I listened to the music. It was hideous. I have never heard anything like it. It was distorted, diabolical, without sense or meaning, except, perhaps, an alien, disconcerting meaning that should never have been there. I could believe only with the greatest effort that it had once been a Bach Fugue, part of a most orderly and respected work.
(Excerpt from Philip K. Dick’s The Preserving Machine, thanks Laurel!)

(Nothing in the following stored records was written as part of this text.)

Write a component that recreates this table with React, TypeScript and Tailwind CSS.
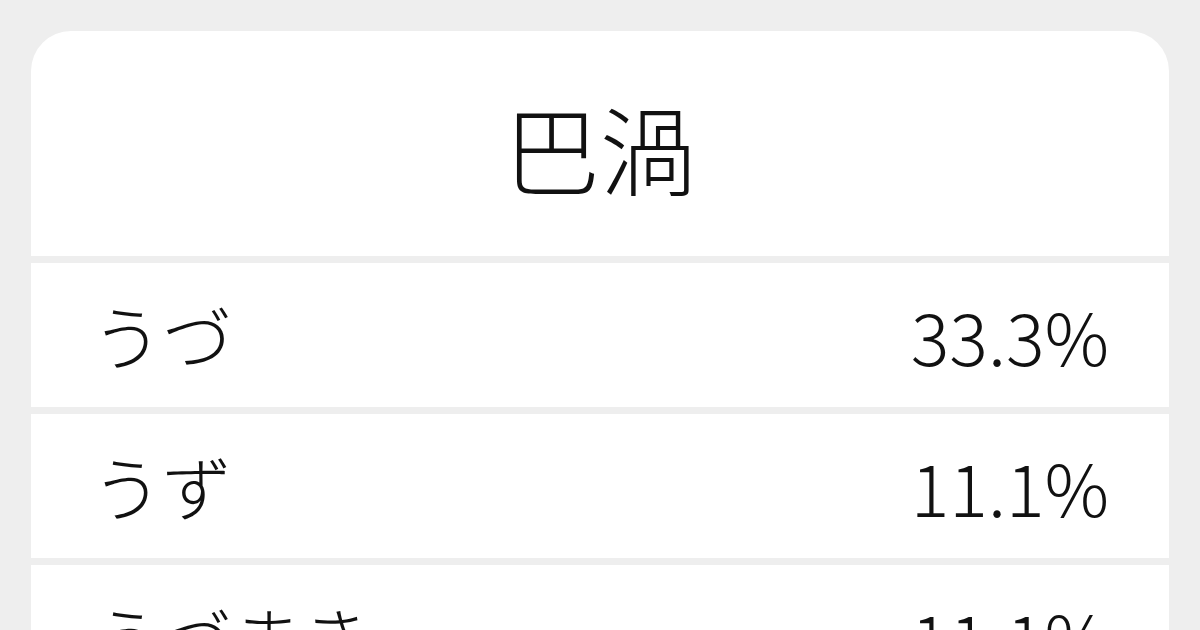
export default function App() {
  const rows = [
    { k: "うづ", v: "33.3%" },
    { k: "うず", v: "11.1%" },
    { k: "うづまき", v: "11.1%" },
  ];
  return (
    <div
      className="w-[1200px] h-[630px] overflow-hidden bg-[#eeeeee] pt-[31px] px-[31px]"
      style={{ fontFamily: '"Noto Sans CJK JP", "Noto Sans", sans-serif' }}
    >
      <div className="flex flex-col gap-[7px] rounded-t-[40px] overflow-hidden">
        <div className="h-[225px] bg-white flex items-center justify-center pt-[6px]">
          <span className="text-[96px] leading-none font-light text-[#111]">巴渦</span>
        </div>
        {rows.map((r, i) => (
          <div key={i} className="h-[144px] shrink-0 bg-white flex items-center justify-between pl-[61px] pr-[60px]">
            <span className="text-[70px] leading-none font-light text-[#111]">{r.k}</span>
            <span className="text-[72px] leading-none font-light text-[#111]">{r.v}</span>
          </div>
        ))}
      </div>
    </div>
  );
}
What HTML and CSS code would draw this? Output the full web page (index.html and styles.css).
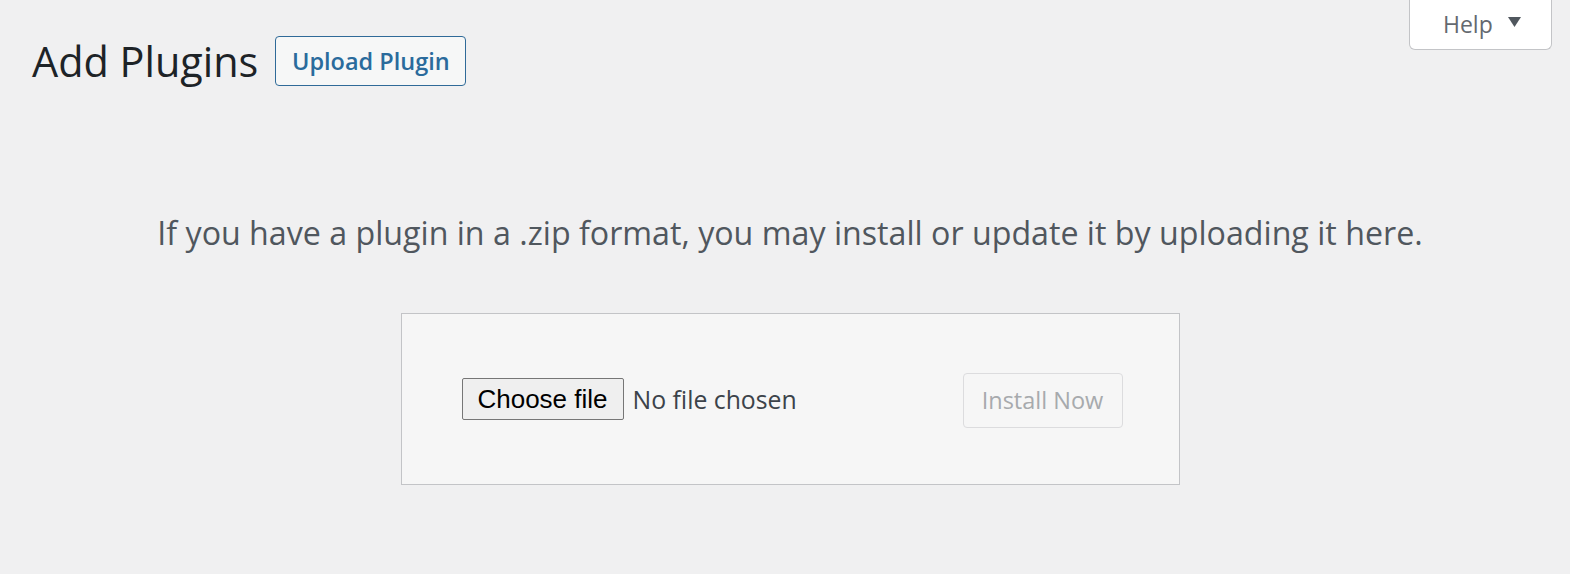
FILE: index.html
```html
<!DOCTYPE html>
<html>
<head>
<meta charset="utf-8">
<link rel="stylesheet" href="styles.css">
</head>
<body>
<div class="topbar">
  <div class="title-row">
    <h1 class="page-title">Add Plugins</h1>
    <a class="title-action">Upload Plugin</a>
  </div>
  <div class="help-tab">
    <span class="help-label">Help</span>
    <svg class="help-arrow" width="13" height="10" viewBox="0 0 13 10"><polygon points="0,0 13,0 6.5,10" fill="#50575e"/></svg>
  </div>
</div>
<div class="content">
  <p class="install-help">If you have a plugin in a .zip format, you may install or update it by uploading it here.</p>
  <div class="upload-box">
    <div class="file-field">
      <button class="file-btn" type="button">Choose file</button>
      <span class="file-name">No file chosen</span>
    </div>
    <button class="install-btn" type="button" disabled>Install Now</button>
  </div>
</div>
</body>
</html>
```
FILE: styles.css
```css
html, body {
  margin: 0;
  padding: 0;
  background: #f0f0f1;
  font-family: "Open Sans", "Noto Sans", sans-serif;
  color: #3c434a;
}
.topbar {
  display: flex;
  justify-content: space-between;
  align-items: flex-start;
  padding: 0 18px 0 32px;
}
.title-row {
  display: flex;
  align-items: center;
  margin-top: 36px;
}
.page-title {
  margin: 0;
  font-size: 41.4px;
  font-weight: 400;
  line-height: 50px;
  color: #1d2327;
}
.title-action {
  margin-left: 17px;
  box-sizing: border-box;
  height: 50px;
  width: 191px;
  display: flex;
  align-items: center;
  justify-content: center;
  border: 1px solid #2f6a98;
  border-radius: 4px;
  background: #f6f7f7;
  color: #2a6b9c;
  font-size: 23.5px;
  font-weight: 600;
}
.help-tab {
  box-sizing: border-box;
  width: 143px;
  height: 50px;
  background: #fff;
  border: 1px solid #c3c4c7;
  border-top: none;
  border-radius: 0 0 6px 6px;
  display: flex;
  align-items: center;
  padding: 0 0 2px 33px;
  gap: 15px;
}
.help-label {
  font-size: 23px;
  color: #646970;
}
.help-arrow {
  display: block;
  margin-top: -3px;
}
.content {
  padding: 0 22px 0 32px;
  display: flex;
  flex-direction: column;
  align-items: center;
}
.install-help {
  margin: 125px 0 0;
  font-size: 32.2px;
  line-height: 44px;
  color: #50575e;
  text-align: center;
  white-space: nowrap;
}
.upload-box {
  margin-top: 58px;
  box-sizing: border-box;
  width: 779px;
  height: 172px;
  background: #f6f6f6;
  border: 1px solid #c3c4c7;
  display: flex;
  align-items: center;
  justify-content: space-between;
  padding: 0 56px 0 60px;
}
.file-field {
  display: flex;
  align-items: center;
  gap: 9px;
}
.file-btn {
  box-sizing: border-box;
  height: 42px;
  width: 162px;
  padding: 0;
  background: #efefef;
  border: 1px solid #767676;
  border-radius: 2px;
  font-family: "Liberation Sans", Arial, sans-serif;
  font-size: 26px;
  color: #000;
}
.file-name {
  font-size: 24.8px;
  color: #3c434a;
}
.install-btn {
  box-sizing: border-box;
  width: 160px;
  height: 55px;
  margin-top: 2px;
  background: #f6f6f6;
  border: 1px solid #dcdcde;
  border-radius: 4px;
  font-family: "Open Sans", "Noto Sans", sans-serif;
  font-size: 23.5px;
  color: #a7aaad;
}
```
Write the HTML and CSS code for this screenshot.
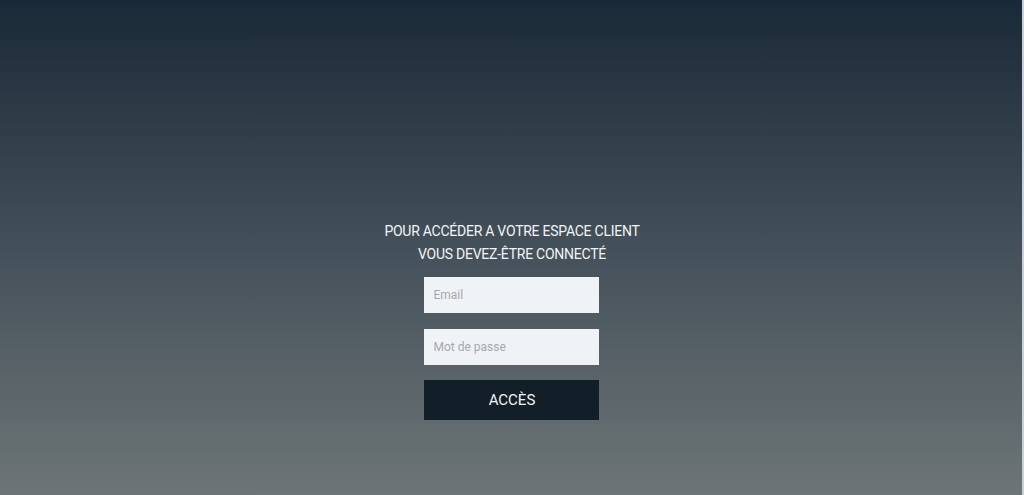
FILE: index.html
```html
<!DOCTYPE html>
<html lang="fr">
<head>
<meta charset="utf-8">
<title>Espace client</title>
<link rel="stylesheet" href="styles.css">
</head>
<body>
<main class="page">
  <form class="login">
    <p class="intro">POUR ACCÉDER A VOTRE ESPACE CLIENT<br>VOUS DEVEZ-ÊTRE CONNECTÉ</p>
    <input class="field" type="email" placeholder="Email">
    <input class="field" type="password" placeholder="Mot de passe">
    <button class="submit" type="button">ACCÈS</button>
  </form>
</main>
</body>
</html>
```
FILE: styles.css
```css
html, body {
  margin: 0;
  padding: 0;
  height: 100%;
}
body {
  font-family: Roboto, "Noto Sans", sans-serif;
  overflow: hidden;
}
.page {
  box-sizing: border-box;
  height: 495px;
  background: linear-gradient(to bottom, #1a2937 0%, #44505a 50%, #6d7576 100%);
  box-shadow: inset -2px 0 0 #c9d0d6;
  display: flex;
  justify-content: center;
  padding-top: 220px;
}
.login {
  display: flex;
  flex-direction: column;
  align-items: center;
}
.intro {
  margin: 0 0 11px;
  color: #f2f4f6;
  font-size: 14px;
  line-height: 23px;
  text-align: center;
  letter-spacing: -0.25px;
}
.field {
  box-sizing: border-box;
  width: 175px;
  height: 36px;
  border: 0;
  background: #f0f3f6;
  padding: 0 9px;
  font-family: Roboto, "Noto Sans", sans-serif;
  font-size: 12px;
  color: #333;
  margin: 0 0 16px;
  outline: none;
}
.field::placeholder {
  color: #a3a9b0;
}
.submit {
  box-sizing: border-box;
  width: 175px;
  height: 40px;
  border: 0;
  background: #121e28;
  color: #f2f4f6;
  font-family: Roboto, "Noto Sans", sans-serif;
  font-size: 15px;
  margin-top: -1px;
  cursor: pointer;
}
```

This last week, I’ve been buiding a neural net model trained on MIDI transcriptions of Bach to produce Bach-like music, though not very well at the time of this writing. Around this time last year, I was digging up old MIDI websites from the 1990s, of which I can imagine only a fraction are still online. There are some sizeable training sets available for purposes like this, but I’ve been returning to my old bookmarks instead, and so far have been relying on MIDI transcriptions shared on Dave’s J.S. Bach Page (first launched in 1996, and last updated in 2010). While revisiting this beautiful website, I came across a figure named John Sankey, known then as the Harpsichordist to the Internet. I was also surprised to see brief mention in his writings on his personal experience in having his MIDI files stolen and commercialized, before the longer arc of music piracy during the MP3 age and the rise of Spotify. I’d largely thought of this early period of music file-sharing on the web as a more wholesome era, but it’s helpful to remember that the incentives have been such that much smaller actors than the tech behemoths of today have long taken advantage of opportunities to build products around freely available information on the web.
With all this in mind, and with my remaining two weeks at Recurse, I’d like to spend a little more time exploring the question of how ML may work towards or alongside archives, rather than ingest them entirely, tracing the faultlines between the archive and the training set.